When designing group work in Harmonize:

  • Be clear with students about whether they are submitting individually or posting on behalf of a group.
  • If only one student should post group work, say that directly in the instructions.
  • If students need to explain their individual contribution, build that into the activity instructions.
  • Use commenting milestones when students need to reply, reflect, or review other groups’ work.
  • If using Peer Review with group projects, create peer review groups that separate original group members.
  • Use ungraded activities when students only need a collaborative workspace.

 


Additional Resources

 


FAQ

Q. Does Harmonize support true group submissions?

  • No. Harmonize does not currently support true group submissions.

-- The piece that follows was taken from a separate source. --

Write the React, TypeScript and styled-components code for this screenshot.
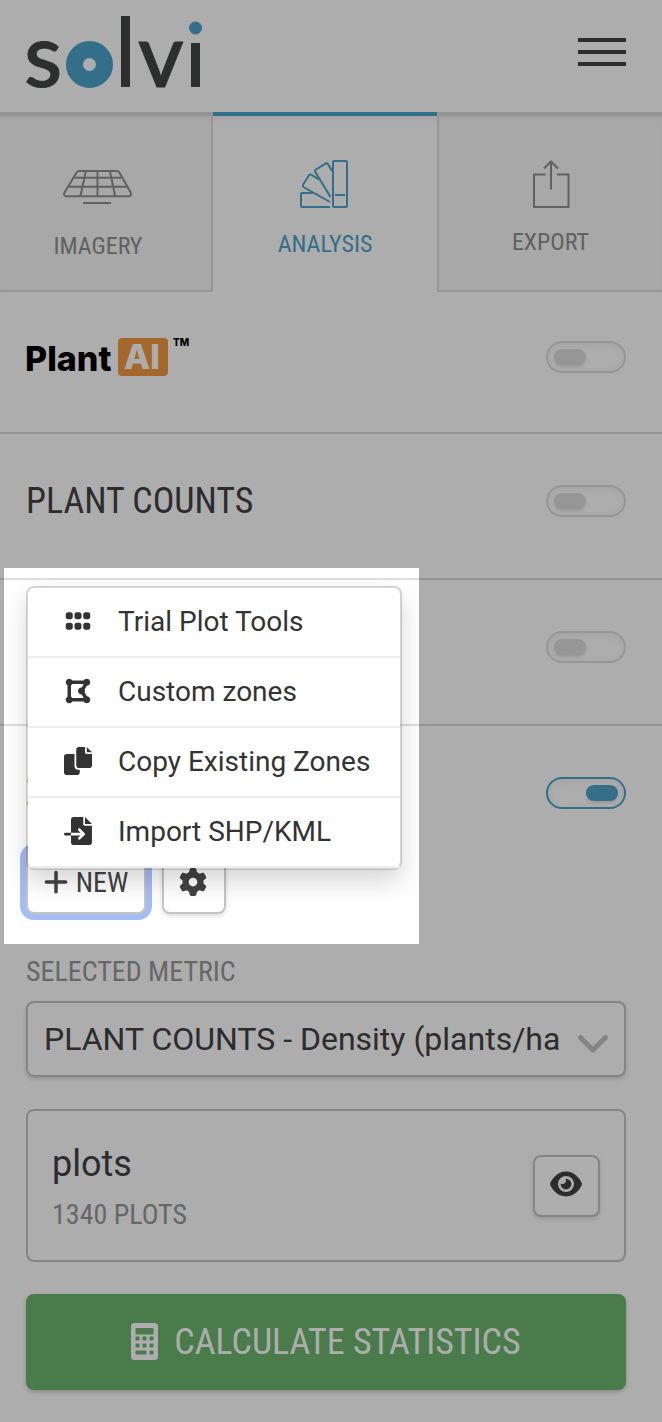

One student cannot submit on behalf of a group in a way that automatically counts as a submission for every group member.
  • Instructors can use the workflows in this article to support group projects, shared submissions, and peer feedback.

Q. Can students work only with members of their assigned group?

  • Yes. Instructors can use Visibility Settings for supported activity types so students only see and interact with members of their assigned group.
  • Group visibility can be used with Discussions, Peer Review, and Social Reading.

Q. Why do peer review groups need to separate original group members?

  • If students are placed in peer review groups with members of their own project group, they may be assigned to review their own group’s work.
  • To avoid this, create peer review groups that mix students from different project groups.

Q. Can I create an ungraded group workspace?

  • Yes. Ungraded Discussions or Social Reading activities can work well when students need an optional or low-stakes collaboration space.
  • If students should receive credit for participating, create a graded activity and include clear expectations.